Non possiamo fare finta che Internet, web e social non abbiano ormai una diffusione planetaria, dovremmo tutti farci una domanda. Se Internet è rotto, cosa siamo disposti a fare per aggiustarlo?
del 20 luglio 2017
Non possiamo fare finta che Internet, web e social non abbiano ormai una diffusione planetaria, dovremmo tutti farci una domanda. Se Internet è rotto, cosa siamo disposti a fare per aggiustarlo?
Nel mondo digitale, e non solo in quello, ciclicamente vengono a galla delle frasi-tema. L'ultima recita: «Internet è rotto». L'ha detta Evan Williams, uno dei fondatori di piattaforme importanti come Blogger, Twitter e Medium, in un'intervista al New York Times. E da lì, la frase è rimbalzata un po' ovunque nei media tradizionali e digitali. Il punto più importante dell'intervista di Williams era però un altro: «Pensavo che una volta che tutti avessero potuto parlare liberamente e scambiare informazioni e idee (grazie al web, ndr), il mondo sarebbe diventato automaticamente migliore. Mi sbagliavo».

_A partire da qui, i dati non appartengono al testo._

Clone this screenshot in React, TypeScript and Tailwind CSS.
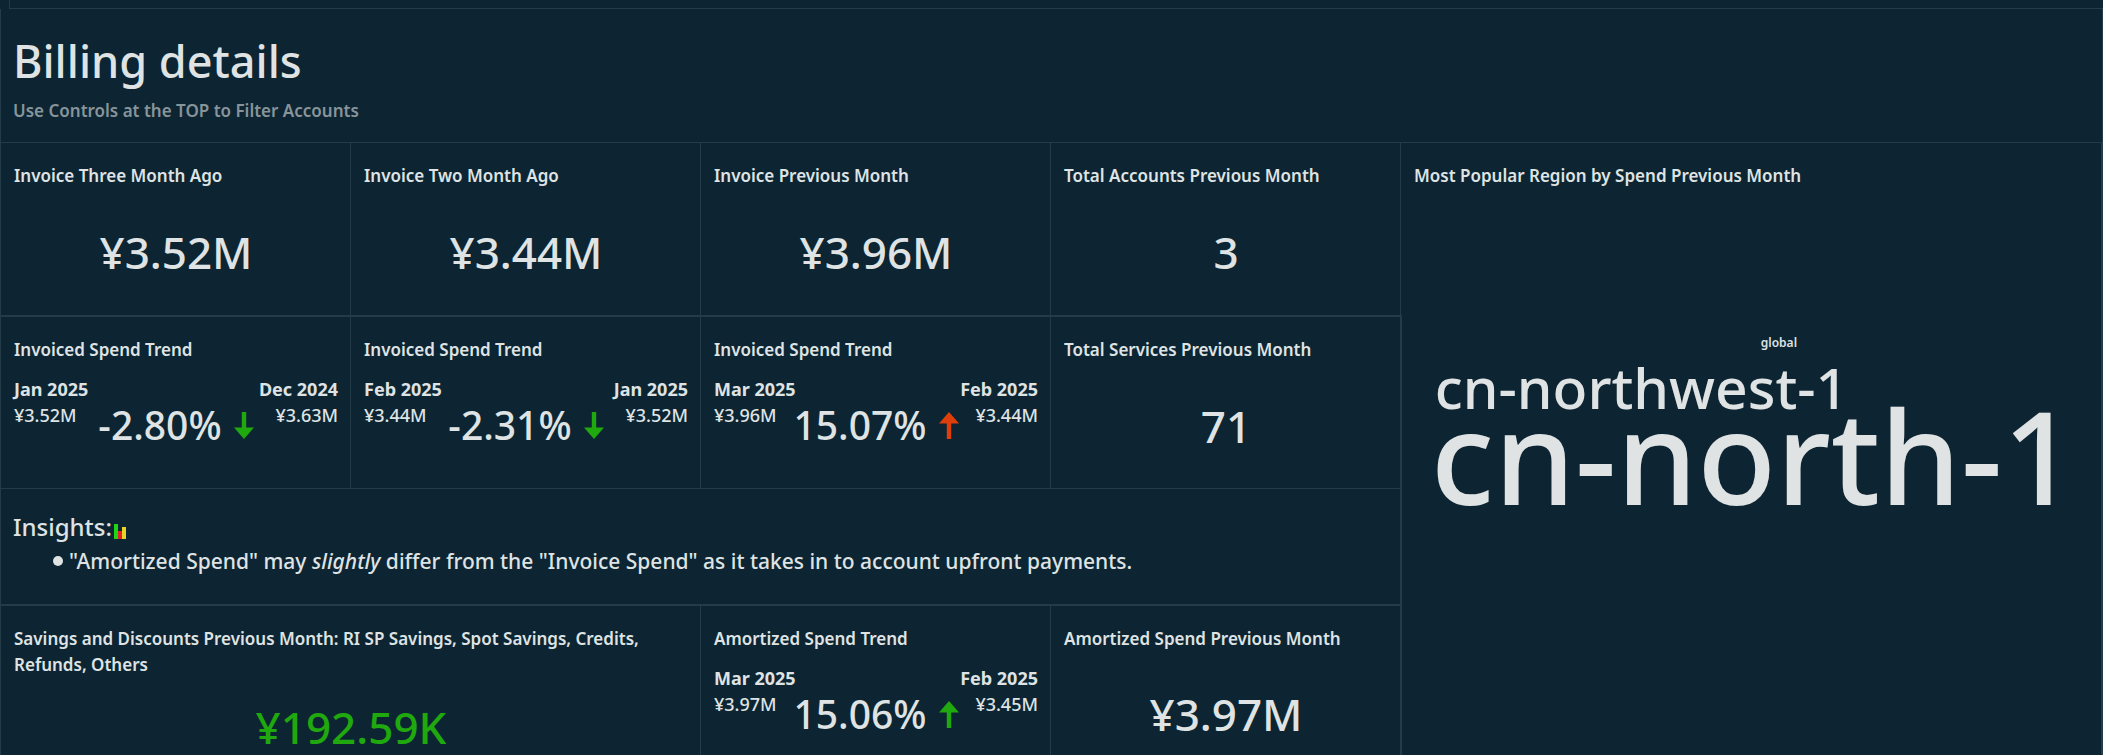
import React from "react";
import clsx from "clsx";

type Direction = "up" | "down";

interface TrendProps {
	title: string;
	current: { month: string; value: string };
	previous: { month: string; value: string };
	change: string;
	direction: Direction;
	color: string;
}

const GREEN = "text-[#20a80f]";
const ORANGE = "text-[#de3f0a]";

const invoices = [
	{ title: "Invoice Three Month Ago", value: "¥3.52M" },
	{ title: "Invoice Two Month Ago", value: "¥3.44M" },
	{ title: "Invoice Previous Month", value: "¥3.96M" },
	{ title: "Total Accounts Previous Month", value: "3" },
];

const invoicedTrends: TrendProps[] = [
	{
		title: "Invoiced Spend Trend",
		current: { month: "Jan 2025", value: "¥3.52M" },
		previous: { month: "Dec 2024", value: "¥3.63M" },
		change: "-2.80%",
		direction: "down",
		color: GREEN,
	},
	{
		title: "Invoiced Spend Trend",
		current: { month: "Feb 2025", value: "¥3.44M" },
		previous: { month: "Jan 2025", value: "¥3.52M" },
		change: "-2.31%",
		direction: "down",
		color: GREEN,
	},
	{
		title: "Invoiced Spend Trend",
		current: { month: "Mar 2025", value: "¥3.96M" },
		previous: { month: "Feb 2025", value: "¥3.44M" },
		change: "15.07%",
		direction: "up",
		color: ORANGE,
	},
];

const Arrow = ({ direction, color }: { direction: Direction; color: string }) => (
	<svg
		width="20"
		height="27"
		viewBox="0 0 20 27"
		fill="currentColor"
		className={clsx("shrink-0", color, direction === "up" && "rotate-180")}>
		<path d="M7.8 0h4.4v15.5H20L10 27 0 15.5h7.8z" />
	</svg>
);

const BarsIcon = () => (
	<svg width="12" height="15" viewBox="0 0 12 15">
		<rect x="0" y="0" width="4" height="15" fill="#1fd615" />
		<rect x="4" y="7" width="4" height="8" fill="#e0202c" />
		<rect x="8" y="3" width="4" height="12" fill="#e8d325" />
	</svg>
);

const Card = ({
	title,
	className,
	children,
}: {
	title: string;
	className?: string;
	children: React.ReactNode;
}) => (
	<article
		className={clsx(
			"flex min-w-0 flex-col border-[#243b48] pt-5 pr-3 pl-[13px]",
			className,
		)}>
		<h2 className="text-[17px] leading-[26px] font-semibold">{title}</h2>
		{children}
	</article>
);

const Kpi = ({
	title,
	value,
	color,
	className,
}: {
	title: string;
	value: string;
	color?: string;
	className?: string;
}) => (
	<Card title={title} className={clsx("border-r", className)}>
		<p
			className={clsx(
				"flex flex-1 items-center justify-center text-[44px] leading-none",
				color,
			)}>
			{value}
		</p>
	</Card>
);

const Trend = ({ title, current, previous, change, direction, color }: TrendProps) => (
	<Card title={title} className="border-r">
		<div className="mt-3.5 flex justify-between text-[18px] leading-6 font-bold">
			<span>{current.month}</span>
			<span>{previous.month}</span>
		</div>
		<div className="mt-1 flex items-start justify-between text-[18px] leading-5">
			<span>{current.value}</span>
			<span className="flex items-center gap-3 text-[39px] leading-10">
				{change}
				<Arrow direction={direction} color={color} />
			</span>
			<span>{previous.value}</span>
		</div>
	</Card>
);

const App = () => {
	return (
		<main className="h-screen overflow-hidden bg-[#0d2532] font-['Noto_Sans',sans-serif] font-medium text-[#dfe3e4]">
			{/* Bottom edge of the controls sheet */}
			<div className="ml-[9px] h-[9px] border-b border-l border-[#243b48]" />

			<header className="border-x border-b border-[#243b48] px-3 pt-5 pb-[18px]">
				<h1 className="text-[45px] leading-[64px]">Billing details</h1>
				<p className="mt-[5px] text-[17px] leading-[26px] font-semibold text-[#87949a]">
					Use Controls at the TOP to Filter Accounts
				</p>
			</header>

			<div className="grid grid-cols-3 border-r-2 border-l border-[#243b48]">
				<section className="col-span-2">
					<div className="grid min-h-[172px] grid-cols-4">
						{invoices.map((item) => (
							<Kpi key={item.title} {...item} />
						))}
					</div>

					{/* Rows below the first share a heavier right edge */}
					<div className="-mr-px border-t-2 border-r border-[#243b48]">
						<div className="grid min-h-[171px] grid-cols-4">
							{invoicedTrends.map((item) => (
								<Trend key={item.current.month} {...item} />
							))}
							<Kpi title="Total Services Previous Month" value="71" />
						</div>

						<article className="border-t border-r border-b-2 border-[#243b48] px-3 pt-5 pb-[27px]">
							<h2 className="flex items-center gap-0.5 text-[24px] leading-9">
								Insights:
								<span className="pt-2">
									<BarsIcon />
								</span>
							</h2>
							<ul className="pl-10 text-[21px] leading-8">
								<li className="flex items-center gap-1.5">
									<span className="size-2.5 shrink-0 rounded-full bg-current" />
									<p>
										"Amortized Spend" may <em>slightly</em> differ from the
										"Invoice Spend" as it takes in to account upfront payments.
									</p>
								</li>
							</ul>
						</article>

						<div className="grid min-h-[170px] grid-cols-4">
							<Kpi
								title="Savings and Discounts Previous Month: RI SP Savings, Spot Savings, Credits, Refunds, Others"
								value="¥192.59K"
								color={GREEN}
								className="col-span-2"
							/>
							<Trend
								title="Amortized Spend Trend"
								current={{ month: "Mar 2025", value: "¥3.97M" }}
								previous={{ month: "Feb 2025", value: "¥3.45M" }}
								change="15.06%"
								direction="up"
								color={GREEN}
							/>
							<Kpi title="Amortized Spend Previous Month" value="¥3.97M" />
						</div>
					</div>
				</section>

				<Card title="Most Popular Region by Spend Previous Month">
					<div className="mx-auto mt-[146px] pl-1 whitespace-nowrap">
						<p className="mb-2 pl-[330px] text-[12px] leading-4 font-semibold">global</p>
						<p className="pl-1 text-[57px] leading-[56px]">cn-northwest-1</p>
						<p className="text-[129px] leading-[80px]">cn-north-1</p>
					</div>
				</Card>
			</div>
		</main>
	);
};

export default App;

A questo punto, in tanti hanno fatto sì con la testa e pensato: è vero, è proprio così; Internet è rotto. La democrazia della Rete ha un sacco di pecche. Per non parlare dell'odio e della violenza che alberga su web e social.
Vero. Verissimo. Ma siccome non possiamo fare finta che Internet, web e social non abbiano ormai una diffusione planetaria, dovremmo tutti farci una domanda. E in primis dovrebbero farsela le persone come Ev Williams che sono state o sono al comando dei colossi digitali. Eccola: se Internet è rotto, cosa siamo (cosa sono) disposti a fare per aggiustarlo?
Perché parlare male della Rete, del web, dei social è tutto sommato molto facile. «L'argomento migliore contro Internet è una conversazione social di soli cinque minuti con l'utente medio» recita una frase famosa. Peccato sia di Winston Churchill e si riferisse alla democrazia. L'originale recita: «L'argomento migliore contro la democrazia è una conversazione di soli cinque minuti con l'elettore medio». Senza stare a scomodare l'antica Grecia, ma fermandoci solo ai tempi moderni, sono più di 200 anni che abbiamo a che fare con la democrazia. E, per certi versi, le cose non sono ancora del tutto risolte. Se pensate che il primo sito web è stato aperto il 6 agosto 1991 e che Facebook è nato nel 2004, capirete che, nonostante la loro portata mondiale, sono realtà potentissime ma ancora giovani. Hanno bisogno di crescere. Anzi: abbiamo bisogno di farle crescere nel modo migliore.
E torniamo alla domanda centrale: se Internet è rotto (di più: se Internet è nato rotto, cioè con la propensione a far vincere gli estremismi), cosa siamo disposti a fare per aggiustarlo? Se, come recita il titolo del Messaggio di Papa Francesco per la 51ma Giornata mondiale delle comunicazioni sociali, dobbiamo «comunicare speranza e fiducia nel nostro tempo», cosa stiamo facendo, cosa vogliamo fare di concreto per riuscirci anche sulla Rete, sul web e sui social?
Occorrono idee nuove, alleanze nuove, menti e cuori coraggiosi per riuscire a mettere in campo non tanto singoli siti o pagine Facebook (che, ahimè, rischiano di perdersi nel mare magnum del digitale) ma piattaforme, app, servizi e portali capaci di diffondere il buono, il bene e il giusto nel digitale con la forza (e gli investimenti) che meritano.
Quella che abbiamo davanti è una sfida enorme. Che resterà tale anche se e quando dovesse nascere – come hanno ipotizzato alcuni politici – un nuovo Internet che sia controllato e regolato dai Governi. Perché la sfida vera che abbiamo davanti non è quella di costruire «giardini digitali felici» lasciando gli altri a sguazzare nel peggio del web e dei social, ma insegnare a tutti a tenere più puliti gli spazi digitali che già esistono, costruendone di nuovi ancor più importanti e utili. È una sfida enorme. Tutt'altro che facile. E proprio per questo merita di essere intrapresa.